As Rachel grew older, she experienced much physical, verbal, and emotional abuse from her mother and, like her mother, ended up leaving home at a young age. She then resorted to prostitution as a means of survival. She was trapped in the commercial sex trade for many years and still felt alone and had nowhere to turn as the relationship between her and her mom was distant, and she didn't have any family to turn to for help or support. At one point, she had to stay with her mom for a short time and didn't have anywhere else to stay. Rachel owed her money but didn’t have a job. Her mom asked her how she was planning to pay since she didn't have a job, but Rachel assured her that she would get her money and not worry about it. Her mom continued to press the question and ask her how she could be sure that she would be able to pay. That was when Rachel shared with her mom that she had been seeing men and having sex with them for money. She shared that she had built up a regular clientele and had a reliable and consistent income. Rachel's mom responded that it was okay and that she used to do the same thing when she was Rachel's age.
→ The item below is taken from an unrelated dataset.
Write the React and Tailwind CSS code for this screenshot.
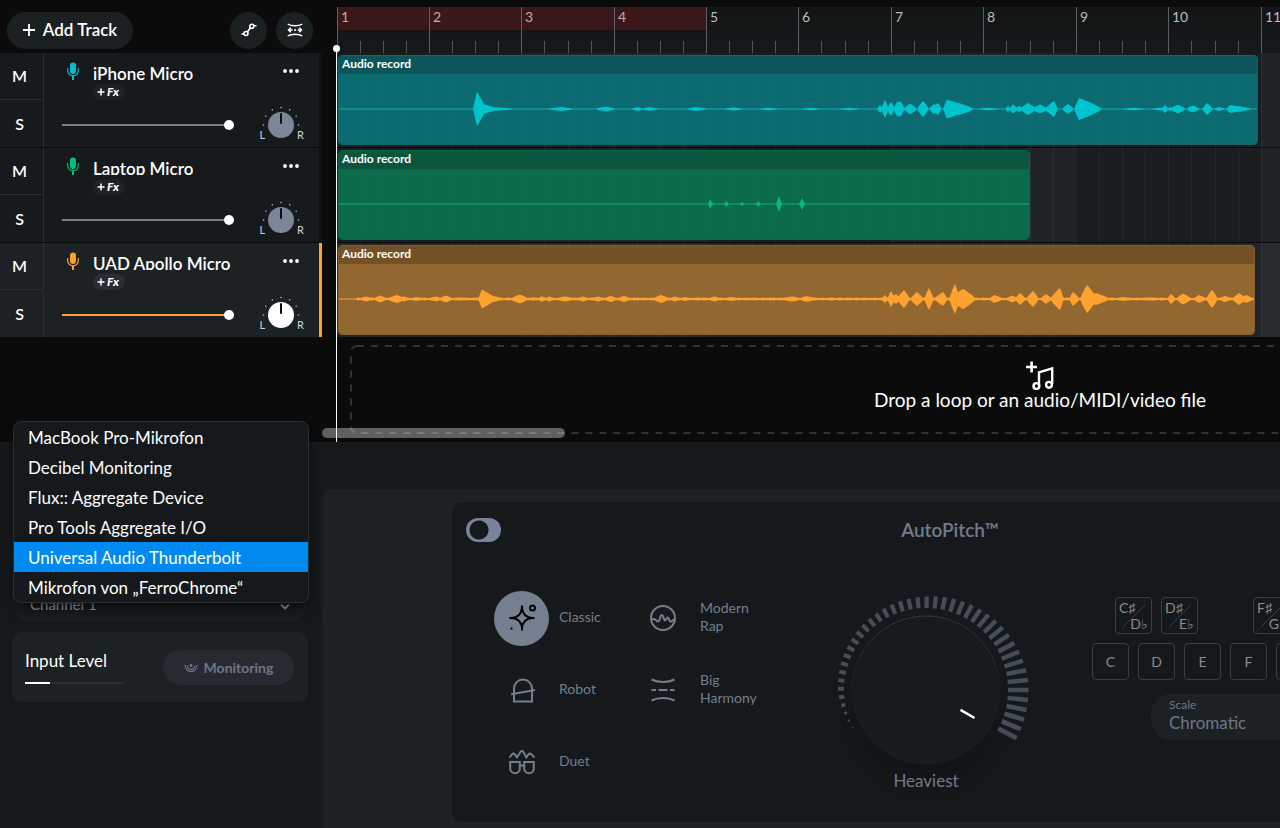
import React from "react";

const BAR_WIDTHS = [
  "w-[92px]", "w-[92px]", "w-[93px]", "w-[92px]", "w-[92px]",
  "w-[93px]", "w-[92px]", "w-[93px]", "w-[92px]", "w-[93px]", "w-[92px]",
];

// Each burst is [start, peak, end, amplitude] in timeline pixels.
const TEAL = [
  [135, 138, 146, 17], [138, 144, 158, 5], [138, 152, 176, 2], [209, 222, 234, 2],
  [257, 267, 276, 2.4], [293, 299, 303, 2], [303, 310, 320, 1.8], [348, 357, 368, 2],
  [385, 395, 404, 1.6], [420, 430, 440, 1.3], [462, 472, 482, 1.2], [500, 510, 522, 1.2],
  [539, 541, 543, 4], [543, 546, 549, 9], [549, 552, 555, 7], [555, 559, 561, 8], [558, 561, 565, 8],
  [566, 571, 577, 5.5], [579, 584, 589, 8], [591, 595, 599, 5], [594, 599, 602, 6],
  [605, 608, 630, 9.5], [610, 620, 634, 6], [640, 648, 660, 1.3],
  [667, 669, 671, 3], [671, 674, 678, 4.5], [677, 680, 684, 3], [682, 689, 696, 6],
  [694, 701, 708, 4.5], [707, 715, 718, 8], [724, 729, 734, 5],
  [736, 740, 762, 11], [744, 754, 761, 5], [782, 795, 806, 1.3], [812, 820, 826, 1.3],
  [823, 826, 829, 4], [829, 831, 834, 2], [832, 839, 846, 4.5], [848, 854, 860, 3.5],
  [864, 868, 873, 6], [875, 880, 886, 2], [888, 891, 910, 4], [892, 899, 912, 3],
];
const GREEN = [
  [370, 371, 373, 5], [386, 387, 389, 3], [402, 403, 405, 2],
  [418, 419, 421, 3], [438, 440, 442, 8], [461, 463, 465, 6],
];
const ORANGE = [
  [20, 27, 34, 2.5], [35, 41, 48, 3.5], [48, 58, 66, 4], [60, 65, 70, 2.5], [70, 77, 86, 2],
  [88, 97, 103, 2.5], [100, 107, 113, 3.5], [114, 122, 132, 1.5],
  [140, 143, 156, 9.5], [146, 152, 164, 3.5], [172, 181, 189, 4.5], [190, 194, 198, 1.8],
  [198, 203, 208, 2.5], [206, 210, 216, 2.5], [216, 226, 238, 2.5], [238, 244, 250, 2.5],
  [252, 259, 265, 2.5], [264, 272, 278, 3], [278, 285, 292, 3], [298, 305, 310, 1.4],
  [314, 322, 330, 4], [330, 336, 341, 2.5], [341, 346, 352, 2], [354, 360, 367, 1.4],
  [368, 376, 381, 2.6], [384, 392, 402, 2], [440, 454, 462, 2.6], [460, 467, 480, 2.8],
  [482, 492, 502, 1.4], [543, 546, 549, 4], [549, 552, 555, 8], [552, 557, 561, 5],
  [559, 565, 570, 9], [572, 578, 584, 7], [586, 590, 594, 11], [596, 604, 608, 7],
  [611, 616, 620, 15], [612, 624, 636, 10], [651, 655, 664, 4], [668, 673, 679, 3.5],
  [677, 681, 686, 6], [688, 694, 699, 8], [702, 707, 712, 5], [712, 721, 724, 11],
  [731, 734, 740, 7], [742, 748, 757, 14], [745, 757, 770, 6], [775, 784, 795, 2],
  [800, 812, 825, 1.6], [829, 832, 836, 5], [838, 844, 852, 5.5], [855, 860, 867, 4],
  [868, 873, 878, 9], [880, 886, 892, 3], [894, 900, 906, 6], [902, 907, 914, 4],
];

const TRACKS = [
  {
    name: "iPhone Micro", clip: 920, bursts: TEAL, noise: 0,
    mic: "text-[#00c0cb]", knob: "text-[#7b8798]", wave: "text-[#00c4cd]",
    range: "[&::-webkit-slider-runnable-track]:bg-[#76808f]",
    title: "bg-[#0c595f]/95", body: "bg-[#0c6f76]/95", edge: "border-[#0c666c]",
    line: "stroke-[#0a8b92]",
  },
  {
    name: "Laptop Micro", clip: 692, bursts: GREEN, noise: 0,
    mic: "text-[#08bd7c]", knob: "text-[#7b8798]", wave: "text-[#06b777]",
    range: "[&::-webkit-slider-runnable-track]:bg-[#76808f]",
    title: "bg-[#0c593f]/95", body: "bg-[#0c704d]/95", edge: "border-[#0c6546]",
    line: "stroke-[#0b9765]",
  },
  {
    name: "UAD Apollo Micro", clip: 917, bursts: ORANGE, noise: 1, selected: true,
    mic: "text-[#ffa12e]", knob: "text-white", wave: "text-[#ffa12e]",
    range: "[&::-webkit-slider-runnable-track]:bg-[#ffa12e]",
    title: "bg-[#795226]/95", body: "bg-[#996a30]/95", edge: "border-[#8a5f2b]",
    line: "stroke-[#e08f2e]",
  },
];

function envelope(bursts, length, noise) {
  const top = [];
  const bottom = [];
  for (let x = 0; x < length; x += 1) {
    let a = noise && x > 17 ? 1 + 0.6 * Math.abs(Math.sin(x * 0.9) * Math.cos(x * 0.37)) : 0.3;
    for (const [s, p, e, amp] of bursts) {
      if (x < s || x > e) continue;
      const t = x <= p ? (x - s + 0.5) / (p - s + 0.5) : (e - x + 0.5) / (e - p + 0.5);
      a = Math.max(a, amp * Math.pow(Math.min(t, 1), 0.75));
    }
    top.push(`${x},${(35 - a).toFixed(2)}`);
    bottom.unshift(`${x},${(35 + a).toFixed(2)}`);
  }
  return `M${top.join("L")}L${bottom.join("L")}Z`;
}

function Mic({ className }) {
  return (
    <svg viewBox="0 0 12 18" className={`h-[18px] w-3 shrink-0 ${className}`} fill="none" stroke="currentColor" aria-hidden="true">
      <rect x="3" y="0.5" width="6" height="11.5" rx="3" fill="currentColor" stroke="none" />
      <path d="M0.7 6v2.6a5.3 5.3 0 0 0 10.6 0V6M6 13.8V18" strokeWidth="1.2" />
      <path d="M6 14v4" strokeWidth="2" />
    </svg>
  );
}

function PanKnob({ className }) {
  const dots = Array.from({ length: 7 }, (_, i) => {
    const t = ((180 + i * 30) * Math.PI) / 180;
    return [20 + 17.5 * Math.cos(t), 20 + 17.5 * Math.sin(t)];
  });
  return (
    <div className="flex items-end text-[11px] leading-3 text-[#d0d3d6]">
      <span>L</span>
      <svg viewBox="0 0 40 36" className={`-mx-1 h-9 w-10 ${className}`} aria-hidden="true">
        {dots.map(([x, y]) => (
          <circle key={x} cx={x} cy={y} r="0.8" fill="#b4b8bc" />
        ))}
        <circle cx="20" cy="20" r="13" fill="currentColor" />
        <path d="M20 9v9" stroke="#0c0e10" strokeWidth="2" strokeLinecap="round" />
      </svg>
      <span>R</span>
    </div>
  );
}

function TrackHeader({ track }) {
  return (
    <div className={`flex h-[95px] border-b border-[#0a0a0b] ${track.selected ? "bg-[#1c2124]" : "bg-[#161a1c]"}`}>
      <div className="flex w-11 flex-col border-r border-[#2a2e31] text-[16px] font-semibold text-white">
        <button className="h-[47px] border-b border-[#2a2e31] pr-1" aria-label={`Mute ${track.name}`}>M</button>
        <button className="flex-1 pr-1" aria-label={`Solo ${track.name}`}>S</button>
      </div>
      <div className="flex flex-1 flex-col justify-between pt-[9px] pb-[6px]">
        <div className="flex items-start pr-[19px] pl-[23px]">
          <Mic className={track.mic} />
          <div className="flex flex-col items-start pt-[2px] pl-[14px]">
            <div className="h-4 overflow-hidden text-[17px] leading-5 font-semibold text-white">{track.name}</div>
            <button className={`mt-1 flex h-4 items-center rounded-full px-1 text-[12px] font-black text-white italic ${track.selected ? "bg-[#2a2c33]" : "bg-[#1e2225]"}`}>
              <svg viewBox="0 0 8 8" className="mr-[2px] h-2 w-2" aria-hidden="true">
                <path d="M4 0.5v7M0.5 4h7" stroke="currentColor" strokeWidth="1.5" />
              </svg>
              <span className="pr-[2px]">Fx</span>
            </button>
          </div>
          <button className="ml-auto pt-[7px]" aria-label={`${track.name} options`}>
            <svg viewBox="0 0 18 4" className="h-1 w-[18px] fill-white" aria-hidden="true">
              <circle cx="3" cy="2" r="1.9" />
              <circle cx="9" cy="2" r="1.9" />
              <circle cx="15" cy="2" r="1.9" />
            </svg>
          </button>
        </div>
        <div className="flex items-end justify-between pr-[15px] pl-[18px]">
          <input
            type="range"
            defaultValue={100}
            aria-label={`${track.name} volume`}
            className={`mb-[11px] h-[10px] w-[172px] appearance-none bg-transparent [&::-webkit-slider-runnable-track]:h-[2px] [&::-webkit-slider-thumb]:-mt-1 [&::-webkit-slider-thumb]:h-[10px] [&::-webkit-slider-thumb]:w-[10px] [&::-webkit-slider-thumb]:appearance-none [&::-webkit-slider-thumb]:rounded-full [&::-webkit-slider-thumb]:bg-white ${track.range}`}
          />
          <PanKnob className={track.knob} />
        </div>
      </div>
      <div className={`w-[3px] ${track.selected ? "bg-[#ffa12e]" : "bg-[#0f1112]"}`} />
    </div>
  );
}

function Ruler() {
  return (
    <div className="mt-[7px] flex h-[46px] bg-gradient-to-b from-[#121415] to-[#16191b]">
      {BAR_WIDTHS.map((w, i) => (
        <div key={i} className={`flex shrink-0 flex-col justify-between border-l border-[#5d6062] ${w}`}>
          <div className={`h-[23px] pl-[3px] text-[14px] leading-5 ${i < 4 ? "bg-[#3c1719] text-[#c3a9aa]" : "text-[#b9bcbe]"}`}>
            {i + 1}
          </div>
          <div className="flex h-3">
            <div className="flex-1" />
            <div className="flex-1 border-l border-[#515456]" />
            <div className="flex-1 border-l border-[#515456]" />
            <div className="flex-1 border-l border-[#515456]" />
          </div>
        </div>
      ))}
    </div>
  );
}

function Lane({ track }) {
  return (
    <div className={`grid h-[95px] border-b border-[#0a0a0b] ${track.selected ? "bg-[#22262b]" : "bg-[#191d1f]"}`}>
      <div className="flex [grid-area:1/1]">
        {BAR_WIDTHS.map((w, i) => (
          <div key={i} className={`flex shrink-0 ${w} ${i % 4 > 1 ? "bg-white/3" : ""}`}>
            <div className="flex-1 border-l border-white/5" />
            <div className="flex-1 border-l border-white/5" />
            <div className="flex-1 border-l border-white/5" />
            <div className="flex-1 border-l border-white/5" />
          </div>
        ))}
      </div>
      <div
        className={`mt-[2px] ml-px flex h-[90px] flex-col overflow-hidden rounded border [grid-area:1/1] ${track.edge}`}
        style={{ width: track.clip }}
      >
        <div className={`h-[18px] pl-[3px] text-[12px] leading-4 font-bold text-white ${track.title}`}>Audio record</div>
        <div className={`flex-1 ${track.body}`}>
          <svg className={`h-[70px] w-full fill-current ${track.wave}`} aria-hidden="true">
            <path d={`M0 35H${track.clip}`} className={track.line} strokeWidth="1.2" />
            <path d={envelope(track.bursts, track.clip, track.noise)} />
          </svg>
        </div>
      </div>
    </div>
  );
}

function DropZone() {
  return (
    <div className="relative mt-[7px] ml-[13px] flex h-[89px] w-[1380px] flex-col items-center pt-[16px] text-white">
      <svg className="absolute inset-0 h-full w-full" aria-hidden="true">
        <rect x="1" y="1" width="1378" height="87" rx="6" fill="none" stroke="#2e3337" strokeWidth="2" strokeDasharray="7 7" />
      </svg>
      <svg viewBox="0 0 28 29" className="h-[29px] w-7" fill="none" stroke="currentColor" aria-hidden="true">
        <path d="M5.6 0.5v11M0 6h11" strokeWidth="2.6" />
        <path d="M13 24.6V11.4L26.2 7.4V23" strokeWidth="2.4" />
        <circle cx="10.4" cy="25" r="2.9" strokeWidth="2.4" />
        <circle cx="23" cy="23.8" r="2.9" strokeWidth="2.4" />
      </svg>
      <p className="text-[19px] leading-5">Drop a loop or an audio/MIDI/video file</p>
    </div>
  );
}

const DEVICES = [
  "MacBook Pro-Mikrofon",
  "Decibel Monitoring",
  "Flux:: Aggregate Device",
  "Pro Tools Aggregate I/O",
  "Universal Audio Thunderbolt",
  "Mikrofon von „FerroChrome“",
];

function InputPanel() {
  return (
    <section className="relative w-[322px] shrink-0 pr-[14px] pl-3">
      <div className="mt-[134px] flex h-[46px] items-end rounded-[20px] bg-[#1a1e21] px-[18px] pb-2 text-[#a5a9ac]">
        <select aria-label="Input channel" className="h-5 flex-1 appearance-none bg-transparent text-[15px] leading-5">
          <option>Channel 1</option>
        </select>
        <svg viewBox="0 0 10 6" className="mb-1 h-[6px] w-[10px]" fill="none" stroke="currentColor" strokeWidth="1.8" aria-hidden="true">
          <path d="M1 0.5l4 4 4-4" />
        </svg>
      </div>
      <ul role="listbox" aria-label="Input device" className="absolute -top-[21px] left-[13px] z-10 w-[296px] overflow-hidden rounded-lg border border-[#2b2f32] bg-[#15191c] shadow-lg shadow-black/50">
        {DEVICES.map((d) => (
          <li key={d} role="option" aria-selected={d.startsWith("Universal")}>
            <button className={`block h-[30px] w-full px-[14px] pt-px text-left text-[17px] leading-[30px] text-white ${d.startsWith("Universal") ? "bg-[#008af0]" : ""}`}>
              {d}
            </button>
          </li>
        ))}
      </ul>
      <div className="mt-[10px] flex h-[70px] justify-between rounded-[10px] bg-[#1c2124] pr-[14px] pl-[13px]">
        <div className="w-[100px] pt-[19px]">
          <div className="text-[17px] leading-5 text-white" id="level">Input Level</div>
          <div role="meter" aria-labelledby="level" aria-valuenow={25} className="mt-[11px] h-[2px] bg-[#2a2e31]">
            <div className="h-full w-1/4 bg-white" />
          </div>
        </div>
        <button className="mt-[18px] flex h-[35px] w-[131px] items-center justify-center gap-[6px] rounded-full bg-[#272a30] text-[14px] font-bold text-[#6e7888]">
          <svg viewBox="0 0 14 10" className="h-[10px] w-[14px]" fill="none" stroke="currentColor" strokeWidth="1.1" aria-hidden="true">
            <circle cx="7" cy="2.4" r="1.5" fill="currentColor" stroke="none" />
            <path d="M0.8 2.2c.7 4 3.3 6.4 6.2 6.4s5.500-2.400 6.200-6.400M3 2.400c.5 2.500 2 4 4 4s3.500-1.500 4-4" />
          </svg>
          Monitoring
        </button>
      </div>
    </section>
  );
}

const ICON = { fill: "none", stroke: "currentColor", strokeWidth: 2, "aria-hidden": true, viewBox: "0 0 28 28", className: "h-7 w-7" };

const ClassicIcon = () => (
  <svg {...ICON}>
    <path d="M14 3.500C14.400 10 17.500 13.600 24.500 14C17.500 14.400 14.400 18 14 24.500C13.600 18 10.500 14.400 3.500 14C10.500 13.600 13.600 10 14 3.500Z" />
    <path d="M14 1.500v3M14 23.500v3M1.500 14h3M23.500 14h3" />
    <circle cx="24.500" cy="4" r="2.500" />
    <path d="M2.500 24.500h2" />
  </svg>
);
const RapIcon = () => (
  <svg {...ICON}>
    <circle cx="14" cy="14" r="12" />
    <path d="M2.500 15.500c2.500-1.500 3.700-.4 5.200 1.300 1.200 1.400 2.300.6 2.900-1.200l1.100-3.600c.4-1.400 1.700-1.400 2.200 0l1.200 3.400c.5 1.300 1.500 1.300 2 0l.4-.9c.5-1.200 1.700-1.200 2.200 0l.8 2c.7 1.600 2 1.400 2.900.2.700-.9 1.500-1.400 2.300-1.300" />
  </svg>
);
const RobotIcon = () => (
  <svg {...ICON}>
    <path d="M6 25.500V12.500a9 9 0 0 1 18 0V25.500ZM3 18.200L27 14" />
  </svg>
);
const HarmonyIcon = () => (
  <svg {...ICON}>
    <path d="M2.500 3.500C9 6.800 19 6.800 25.500 3.500M2.500 24.500C9 21.200 19 21.200 25.500 24.500M2.500 14h4.500M9.500 14h9M21 14h4.500" />
  </svg>
);
const DuetIcon = () => (
  <svg {...ICON}>
    <path d="M1.500 9.500L4 6.300c.8-1.100 2-1.100 2.800 0L9 9.300 12.400 4c.8-1.300 2.200-1.300 3 0L18.300 9.300 20.500 6.300c.8-1.100 2-1.100 2.800 0L26.500 9.500" />
    <path d="M2.200 14h9.600v6.500a4.800 4.800 0 0 1-9.600 0ZM16.200 14h9.600v6.500a4.800 4.800 0 0 1-9.600 0ZM11.800 17.500h4.400" />
  </svg>
);

const PRESETS = [
  { label: "Classic", Icon: ClassicIcon, on: true },
  { label: "Modern Rap", Icon: RapIcon },
  { label: "Robot", Icon: RobotIcon },
  { label: "Big Harmony", Icon: HarmonyIcon },
  { label: "Duet", Icon: DuetIcon },
];

function AmountDial() {
  const ticks = Array.from({ length: 43 }, (_, i) => {
    const len = i < 5 ? 1.2 + i : i < 21 ? 6 + (i - 5) * 0.34 : i < 37 ? 11.5 + (i - 21) * 0.6 : 20.5;
    const width = i < 4 ? 1 + i * 0.9 : 3.8 + i * 0.02;
    return { len, width, angle: 152.8 + i * 5.6 };
  });
  return (
    <div className="flex w-[210px] shrink-0 flex-col items-center">
      <svg viewBox="-105 -105 210 180" className="h-[180px] w-[210px] overflow-visible" role="img" aria-label="Effect amount">
        <defs>
          <linearGradient id="rim" x1="0" y1="0" x2="0" y2="1">
            <stop offset="0" stopColor="#34383b" />
            <stop offset="0.5" stopColor="#1a1e20" />
          </linearGradient>
          <radialGradient id="shade">
            <stop offset="0.5" stopColor="#0e1012" stopOpacity="0.6" />
            <stop offset="1" stopColor="#0e1012" stopOpacity="0" />
          </radialGradient>
        </defs>
        <circle cx="0" cy="24" r="96" fill="url(#shade)" />
        {ticks.map((t) => (
          <path key={t.angle} d={`M82 0h${t.len}`} transform={`rotate(${t.angle})`} stroke="#454e58" strokeWidth={t.width} />
        ))}
        <circle r="74" fill="#171b1d" stroke="url(#rim)" />
        <path d="M34.500 19.800L48.500 28" stroke="#fff" strokeWidth="2.500" />
      </svg>
      <span className="mt-1 text-[17px] leading-6 text-[#707b89]">Heaviest</span>
    </div>
  );
}

function SharpKey({ sharp, flat }) {
  return (
    <button className="flex h-[37px] w-[37px] shrink-0 flex-col justify-between rounded border border-[#393f44] bg-[linear-gradient(135deg,transparent_49%,#393f44_49%,#393f44_51%,transparent_51%)] bg-[length:22px_22px] bg-center bg-no-repeat px-[3px] py-[2px] text-[14px] leading-4 text-[#8b8d8e]">
      <span className="text-left">{sharp}</span>
      <span className="text-right">{flat}</span>
    </button>
  );
}

function Keyboard() {
  return (
    <div className="flex shrink-0 flex-col">
      <div className="flex gap-[9px] pl-[23px]">
        <SharpKey sharp="C♯" flat="D♭" />
        <SharpKey sharp="D♯" flat="E♭" />
        <div className="w-[37px]" />
        <SharpKey sharp="F♯" flat="G♭" />
        <SharpKey sharp="G♯" flat="A♭" />
        <SharpKey sharp="A♯" flat="B♭" />
      </div>
      <div className="mt-[9px] flex gap-[9px]">
        {["C", "D", "E", "F", "G", "A", "B"].map((k) => (
          <button key={k} className="h-[37px] w-[37px] shrink-0 rounded border border-[#393f44] text-[14px] text-[#8b8d8e]">{k}</button>
        ))}
      </div>
      <div className="mt-[14px] ml-[59px] flex h-[46px] w-[195px] flex-col rounded-[20px] bg-[#1c2124] px-[18px] pt-[3px] text-[#6d7787]">
        <label htmlFor="scale" className="text-[12px] leading-4">Scale</label>
        <select id="scale" className="appearance-none bg-transparent text-[17px] leading-5">
          <option>Chromatic</option>
        </select>
      </div>
    </div>
  );
}

function AutoPitch() {
  return (
    <section className="h-[320px] w-[996px] shrink-0 rounded-[10px] bg-[#15191c] pt-4">
      <div className="grid grid-cols-[1fr_auto_1fr] items-center pl-[14px]">
        <label className="flex">
          <input type="checkbox" aria-label="AutoPitch" className="h-6 w-[35px] appearance-none rounded-full bg-[#78849a] bg-[radial-gradient(circle_at_13px_12px,#15191c_9px,transparent_10px)]" />
        </label>
        <h2 className="pr-[14px] text-[19px] leading-6 font-semibold text-[#717c8a]">AutoPitch™</h2>
      </div>
      <div className="flex items-start pl-[42px]">
        <div className="mt-10 grid w-[327px] shrink-0 grid-cols-[141px_141px]">
          {PRESETS.map(({ label, Icon, on }) => (
            <button key={label} className="flex h-[72px] items-center gap-[10px] text-left text-[14px] leading-[18px] text-[#747f8c]">
              <span className={`flex h-[55px] w-[55px] shrink-0 items-center justify-center rounded-full ${on ? "bg-[#74808f] text-black" : "bg-[#171a1d]"}`}>
                <Icon />
              </span>
              <span className="w-[62px] pb-[2px]">{label}</span>
            </button>
          ))}
        </div>
        <div className="mt-[43px]">
          <AmountDial />
        </div>
        <div className="mt-[55px] ml-[61px]">
          <Keyboard />
        </div>
      </div>
    </section>
  );
}

export default function App() {
  return (
    <div className="flex min-h-screen w-full flex-col overflow-hidden bg-[#15191c] font-['Lato','Noto_Sans',sans-serif]">
      <main className="flex h-[442px] bg-[#0b0b0b]">
        <aside className="w-[322px] shrink-0">
          <div className="flex h-[53px] items-center pt-[7px] pl-[7px]">
            <button className="flex h-[37px] w-[126px] items-center justify-center gap-2 rounded-full bg-[#1b2023] text-[17px] font-semibold text-white">
              <svg viewBox="0 0 12 12" className="h-3 w-3" aria-hidden="true">
                <path d="M6 0v12M0 6h12" stroke="currentColor" strokeWidth="1.800" />
              </svg>
              Add Track
            </button>
            <button aria-label="Show automation" className="ml-auto flex h-[37px] w-[37px] items-center justify-center rounded-full bg-[#1b2023] text-white">
              <svg viewBox="0 0 16 14" className="h-[14px] w-4" fill="none" stroke="currentColor" strokeWidth="1.600" aria-hidden="true">
                <circle cx="5" cy="10.500" r="2" />
                <circle cx="10.800" cy="3.200" r="2" />
                <path d="M0.500 11H3M6.300 8.900L9.500 4.800M12.800 2.700H15.500" />
              </svg>
            </button>
            <button aria-label="Stretch to fit" className="mr-[9px] ml-[9px] flex h-[37px] w-[37px] items-center justify-center rounded-full bg-[#1b2023] text-white">
              <svg viewBox="0 0 16 14" className="h-[14px] w-4" fill="none" stroke="currentColor" strokeWidth="1.500" aria-hidden="true">
                <path d="M0.700 1C4 3.300 12 3.300 15.300 1M0.700 13C4 10.700 12 10.700 15.300 13" />
                <path d="M3.800 4.700L1.500 7l2.300 2.300M12.200 4.700L14.500 7l-2.300 2.300M1.500 7h4M7 7h2M10.500 7h4" />
              </svg>
            </button>
          </div>
          {TRACKS.map((t) => (
            <TrackHeader key={t.name} track={t} />
          ))}
        </aside>
        <section className="relative min-w-0 flex-1 overflow-hidden pl-[15px]">
          <Ruler />
          {TRACKS.map((t) => (
            <Lane key={t.name} track={t} />
          ))}
          <DropZone />
          <div className="absolute bottom-1 left-0 h-[10px] w-[243px] rounded-full bg-white/35" />
          <div className="absolute top-12 bottom-0 left-[14px] w-px bg-white" />
          <div className="absolute top-[45px] left-[11px] h-[7px] w-[7px] rounded-full bg-white" />
        </section>
      </main>
      <div className="flex flex-1">
        <InputPanel />
        <section className="mt-[47px] flex min-w-0 flex-1 overflow-hidden rounded-tl-[10px] bg-[#1c2124] pt-[13px] pb-[6px] pl-[130px]">
          <AutoPitch />
        </section>
      </div>
    </div>
  );
}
That’s when Rachel's mom got involved and became her pimp. Rachel's mom began to help her by keeping track of Rachel's “dates” and the amount of cash she would receive from each guy. She managed Rachel's “appointment calendar” by making sure she got to the meeting spot and came back with the right amount of money. She began budgeting the money coming in from each guy Rachel met with and making sure she was getting paid her due. At the time, Rachel just felt relieved. It felt like a weight off her shoulders, to be honest with her mom and to finally have a connection with her. A connection with her mom was something she had always longed for as a child. Rachel had finally gained the approval of her mom. Rachel loved the way her mom would celebrate her as she would walk in the door with a stack of cash after a long night of escorting. It made Rachel feel so loved to have her attention and praise. The connection that was always missing was now replaced with a bond—a bond over their own little business and hustle.
What Rachel knows now is that she had become a victim of familial trafficking. Her mom had become her pimp. As Rachel walks out her healing journey as a survivor of human trafficking, this is one of many experiences that has come to the light. Rachel understands the brokenness of her mom's past and the effect of generational abuse and generational trafficking that has played a part in this scenario. Rachel has forgiven her mom and continues to reconcile within herself the ways this has impacted her life and relationships with others. Rachel is thriving today despite the trauma and abuse from her past. Rachel has dreams and ambitions to help others exit the commercial sex trade and find their purpose in Christ. Pray for Rachel as she begins her healing journey and helps others with a similar past.